Edward Bowell: – Przede wszystkim zachwycam się pięknem nieba. Nie myślę nawet jak astronom, że oto widzę tysiące gazowych kul spalających się w reakcjach termonuklearnych, a pomiędzy nimi krążą miliony niewidocznych gołym okiem skalistych okruchów. I nie boję się, że któryś z nich spadnie mi na głowę. Mam bowiem świadomość, iż podróż do innego miasta czy kraju jest statystycznie bardziej niebezpieczna niż zagrożenie ze strony wszystkich planetoid, które odkryłem.
Badając planetoidy musi pan coś wiedzieć o końcu świata?
Nauka o Wszechświecie opiera się na obserwacjach i teoretycznych rozważaniach. Śledzenie np. aktywności Słońca daje nam wiedzę o jego zachowaniu, któremu możemy się tylko przyglądać i nic więcej. Jeżeli natomiast wykryjemy planetoidę na kursie kolizyjnym z Ziemią, mamy szansę uniknąć kosmicznej katastrofy, a przynajmniej zminimalizować jej skutki.
W dziejach naszej planety takie zderzenia miały miejsce, zatem będą też w przyszłości.

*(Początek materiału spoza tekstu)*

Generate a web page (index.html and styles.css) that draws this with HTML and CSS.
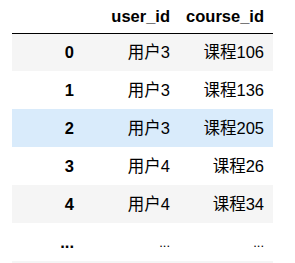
FILE: index.html
```html
<!DOCTYPE html>
<html>
<head>
<meta charset="utf-8">
<link rel="stylesheet" href="styles.css">
</head>
<body>
<table class="df">
  <thead>
    <tr class="head">
      <th class="c-idx"></th>
      <th class="c-user">user_id</th>
      <th class="c-course">course_id</th>
    </tr>
  </thead>
  <tbody>
    <tr class="row odd"><th>0</th><td>用户3</td><td>课程106</td></tr>
    <tr class="row"><th>1</th><td>用户3</td><td>课程136</td></tr>
    <tr class="row hover"><th>2</th><td>用户3</td><td>课程205</td></tr>
    <tr class="row"><th>3</th><td>用户4</td><td>课程26</td></tr>
    <tr class="row odd"><th>4</th><td>用户4</td><td>课程34</td></tr>
    <tr class="row ell"><th>...</th><td>...</td><td>...</td></tr>
    <tr class="row odd"><th></th><td></td><td></td></tr>
  </tbody>
</table>
</body>
</html>
```
FILE: styles.css
```css
html, body {
  margin: 0;
  padding: 0;
  background: #ffffff;
  overflow: hidden;
}
body {
  padding-left: 12px;
  font-family: "Liberation Sans", Arial, "Noto Sans CJK SC", sans-serif;
  font-size: 16.5px;
  color: #000000;
}
.df {
  border-collapse: collapse;
  border-spacing: 0;
  table-layout: fixed;
  width: 261px;
}
.df th, .df td {
  box-sizing: border-box;
  padding: 0 9px 0 0;
  text-align: right;
  vertical-align: middle;
  white-space: nowrap;
  line-height: 19px;
}
.df th { font-weight: bold; }
.c-idx { width: 71px; }
.c-user { width: 96px; }
.c-course { width: 94px; }
.head th {
  height: 33px;
  border-bottom: 1px solid #000000;
  vertical-align: middle;
}
.row th, .row td { height: 38px; }
.row.odd { background: #f5f5f5; }
.row.hover { background: #d9ebfb; }
.row.ell td { font-size: 13px; }
```
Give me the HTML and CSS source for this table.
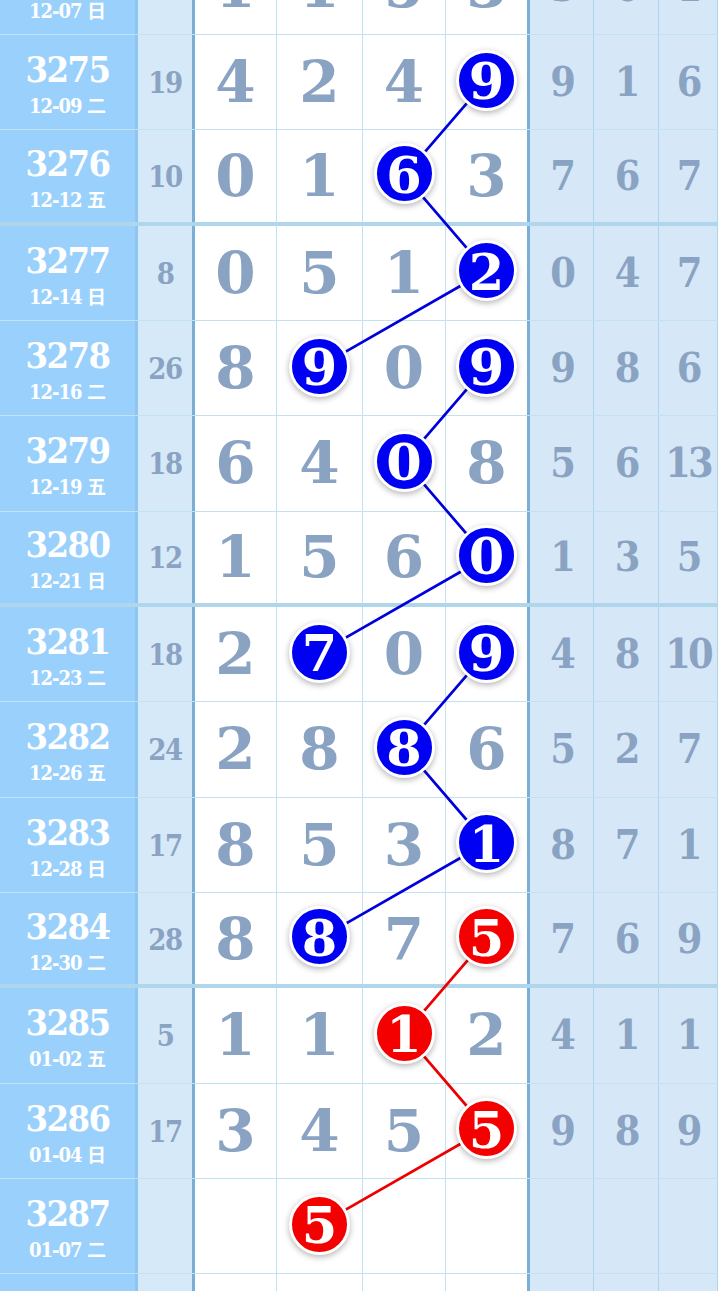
FILE: index.html
```html
<!DOCTYPE html>
<html lang="zh">
<head>
<meta charset="utf-8">
<title>走势图</title>
<link rel="stylesheet" href="styles.css">
</head>
<body>
<div class="chart">
  <svg class="links" width="718" height="1400" viewBox="0 0 718 1400">
    <g class="blue">
      <line x1="486.5" y1="140.3" x2="404.5" y2="235.7"/>
      <line x1="404.5" y1="235.7" x2="486.5" y2="331"/>
      <line x1="486.5" y1="331" x2="320" y2="426.3"/>
      <line x1="486.5" y1="426.3" x2="404.5" y2="521.7"/>
      <line x1="404.5" y1="521.7" x2="486.5" y2="617"/>
      <line x1="486.5" y1="617" x2="320" y2="712.3"/>
      <line x1="486.5" y1="712.3" x2="404.5" y2="807.7"/>
      <line x1="404.5" y1="807.7" x2="486.5" y2="903"/>
      <line x1="486.5" y1="903" x2="320" y2="998.3"/>
    </g>
    <g class="red">
      <line x1="486.5" y1="998.3" x2="404.5" y2="1093.7"/>
      <line x1="404.5" y1="1093.7" x2="486.5" y2="1189"/>
      <line x1="486.5" y1="1189" x2="320" y2="1284.3"/>
    </g>
  </svg>

  <div class="row">
    <div class="c issue"><div class="no">3274</div><div class="dt">12-07 <span class="wk">日</span></div></div>
    <div class="c sum">16</div>
    <div class="c n">1</div><div class="c n">1</div><div class="c n">5</div><div class="c n last">3</div>
    <div class="c r">3</div><div class="c r">0</div><div class="c r">1</div>
  </div>

  <div class="row">
    <div class="c issue"><div class="no">3275</div><div class="dt">12-09 <span class="wk">二</span></div></div>
    <div class="c sum">19</div>
    <div class="c n">4</div><div class="c n">2</div><div class="c n">4</div><div class="c n last"><span class="ball">9</span></div>
    <div class="c r">9</div><div class="c r">1</div><div class="c r">6</div>
  </div>

  <div class="row g">
    <div class="c issue"><div class="no">3276</div><div class="dt">12-12 <span class="wk">五</span></div></div>
    <div class="c sum">10</div>
    <div class="c n">0</div><div class="c n">1</div><div class="c n"><span class="ball">6</span></div><div class="c n last">3</div>
    <div class="c r">7</div><div class="c r">6</div><div class="c r">7</div>
  </div>

  <div class="row">
    <div class="c issue"><div class="no">3277</div><div class="dt">12-14 <span class="wk">日</span></div></div>
    <div class="c sum">8</div>
    <div class="c n">0</div><div class="c n">5</div><div class="c n">1</div><div class="c n last"><span class="ball">2</span></div>
    <div class="c r">0</div><div class="c r">4</div><div class="c r">7</div>
  </div>

  <div class="row">
    <div class="c issue"><div class="no">3278</div><div class="dt">12-16 <span class="wk">二</span></div></div>
    <div class="c sum">26</div>
    <div class="c n">8</div><div class="c n"><span class="ball">9</span></div><div class="c n">0</div><div class="c n last"><span class="ball">9</span></div>
    <div class="c r">9</div><div class="c r">8</div><div class="c r">6</div>
  </div>

  <div class="row">
    <div class="c issue"><div class="no">3279</div><div class="dt">12-19 <span class="wk">五</span></div></div>
    <div class="c sum">18</div>
    <div class="c n">6</div><div class="c n">4</div><div class="c n"><span class="ball">0</span></div><div class="c n last">8</div>
    <div class="c r">5</div><div class="c r">6</div><div class="c r">13</div>
  </div>

  <div class="row g">
    <div class="c issue"><div class="no">3280</div><div class="dt">12-21 <span class="wk">日</span></div></div>
    <div class="c sum">12</div>
    <div class="c n">1</div><div class="c n">5</div><div class="c n">6</div><div class="c n last"><span class="ball">0</span></div>
    <div class="c r">1</div><div class="c r">3</div><div class="c r">5</div>
  </div>

  <div class="row">
    <div class="c issue"><div class="no">3281</div><div class="dt">12-23 <span class="wk">二</span></div></div>
    <div class="c sum">18</div>
    <div class="c n">2</div><div class="c n"><span class="ball">7</span></div><div class="c n">0</div><div class="c n last"><span class="ball">9</span></div>
    <div class="c r">4</div><div class="c r">8</div><div class="c r">10</div>
  </div>

  <div class="row">
    <div class="c issue"><div class="no">3282</div><div class="dt">12-26 <span class="wk">五</span></div></div>
    <div class="c sum">24</div>
    <div class="c n">2</div><div class="c n">8</div><div class="c n"><span class="ball">8</span></div><div class="c n last">6</div>
    <div class="c r">5</div><div class="c r">2</div><div class="c r">7</div>
  </div>

  <div class="row">
    <div class="c issue"><div class="no">3283</div><div class="dt">12-28 <span class="wk">日</span></div></div>
    <div class="c sum">17</div>
    <div class="c n">8</div><div class="c n">5</div><div class="c n">3</div><div class="c n last"><span class="ball">1</span></div>
    <div class="c r">8</div><div class="c r">7</div><div class="c r">1</div>
  </div>

  <div class="row g">
    <div class="c issue"><div class="no">3284</div><div class="dt">12-30 <span class="wk">二</span></div></div>
    <div class="c sum">28</div>
    <div class="c n">8</div><div class="c n"><span class="ball">8</span></div><div class="c n">7</div><div class="c n last"><span class="ball red">5</span></div>
    <div class="c r">7</div><div class="c r">6</div><div class="c r">9</div>
  </div>

  <div class="row">
    <div class="c issue"><div class="no">3285</div><div class="dt">01-02 <span class="wk">五</span></div></div>
    <div class="c sum">5</div>
    <div class="c n">1</div><div class="c n">1</div><div class="c n"><span class="ball red">1</span></div><div class="c n last">2</div>
    <div class="c r">4</div><div class="c r">1</div><div class="c r">1</div>
  </div>

  <div class="row">
    <div class="c issue"><div class="no">3286</div><div class="dt">01-04 <span class="wk">日</span></div></div>
    <div class="c sum">17</div>
    <div class="c n">3</div><div class="c n">4</div><div class="c n">5</div><div class="c n last"><span class="ball red">5</span></div>
    <div class="c r">9</div><div class="c r">8</div><div class="c r">9</div>
  </div>

  <div class="row">
    <div class="c issue"><div class="no">3287</div><div class="dt">01-07 <span class="wk">二</span></div></div>
    <div class="c sum"></div>
    <div class="c n"></div><div class="c n"><span class="ball red">5</span></div><div class="c n"></div><div class="c n last"></div>
    <div class="c r"></div><div class="c r"></div><div class="c r"></div>
  </div>

  <div class="row">
    <div class="c issue"></div>
    <div class="c sum"></div>
    <div class="c n"></div><div class="c n"></div><div class="c n"></div><div class="c n last"></div>
    <div class="c r"></div><div class="c r"></div><div class="c r"></div>
  </div>
</div>
</body>
</html>
```

FILE: styles.css
```css
html, body {
  margin: 0;
  padding: 0;
  background: #ffffff;
  overflow: hidden;
}

.chart {
  position: relative;
  width: 718px;
  margin-top: -60.33px;
  overflow: hidden;
  font-family: "DejaVu Serif", "Noto Sans CJK SC", serif;
  font-weight: bold;
}

.links {
  position: absolute;
  left: 0;
  top: 0;
  z-index: 0;
  pointer-events: none;
}

.links line {
  stroke-width: 2.7;
  stroke-linecap: round;
}

.links .blue line { stroke: #0000dc; }
.links .red line { stroke: #ee0000; }

.row {
  display: grid;
  grid-template-columns: 138px 57px 82px 86px 83px 84px 64px 65px 59px;
  height: 95.333px;
  box-sizing: border-box;
  border-bottom: 1px solid rgba(110, 185, 222, 0.42);
}

.row.g {
  border-bottom: 4px solid rgba(110, 180, 218, 0.55);
}

.c {
  display: flex;
  align-items: center;
  justify-content: center;
  box-sizing: border-box;
  min-width: 0;
  color: #8aa3c2;
}

.issue {
  flex-direction: column;
  background: #9ad0fc;
  border-right: 3px solid #8cc6f1;
  color: #ffffff;
  padding-top: 6px;
  font-stretch: condensed;
}

.issue .no {
  font-size: 36px;
  line-height: 38px;
  letter-spacing: -1.5px;
}

.issue .dt {
  margin-top: 3px;
  font-size: 20px;
  line-height: 28px;
  letter-spacing: -1px;
  white-space: nowrap;
}

.issue .wk {
  font-family: "Noto Sans CJK SC", sans-serif;
  font-weight: bold;
  font-size: 19px;
  letter-spacing: 0;
}

.sum {
  background: #d6e9f9;
  border-right: 3px solid #79aed5;
  font-size: 29px;
  letter-spacing: -1.5px;
  padding-top: 2px;
  font-stretch: condensed;
}

.n {
  background: #ffffff;
  border-right: 1px solid rgba(110, 185, 222, 0.42);
  font-size: 58px;
}

.n.last {
  border-right: 3px solid #79aed5;
}

.r {
  background: #d6e8f8;
  border-right: 1px solid rgba(110, 175, 215, 0.38);
  font-size: 41px;
  letter-spacing: -3px;
  font-stretch: condensed;
}

.ball {
  position: relative;
  z-index: 1;
  width: 61px;
  height: 61px;
  box-sizing: border-box;
  margin-bottom: 4px;
  border-radius: 50%;
  border: 3px solid #ffffff;
  background: #0000f2;
  box-shadow: 0 2px 6px rgba(0, 0, 0, 0.3);
  color: #ffffff;
  display: flex;
  align-items: center;
  justify-content: center;
  font-size: 51px;
  line-height: 1;
  padding-top: 3px;
}

.ball.red {
  background: #f40000;
}
```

Jeżeli czekalibyśmy z założonymi rękami i nie robili niczego, co pomaga nam wykryć niebezpieczeństwo, w końcu spotkalibyśmy się z kosmicznym przeznaczeniem w błogiej nieświadomości. Oczywiście, obecnie nie ma powodów do paniki, a nawet nadmiernego niepokoju. Przypuszczam, że katastrofa o znaczących dla nas skutkach nie nastąpi wcześniej niż za milion lat, trudno jednak i wówczas zakładać całkowitą zagładę ludzkości. Owszem, to są tylko wyliczenia statystyczne, ale człowiek istnieje na Ziemi dłużej i ma się całkiem dobrze.
Zderzenia o mniejszym zasięgu – powiedzmy mogące zniszczyć duże miasto – zdarzają się średnio raz na tysiąc lat.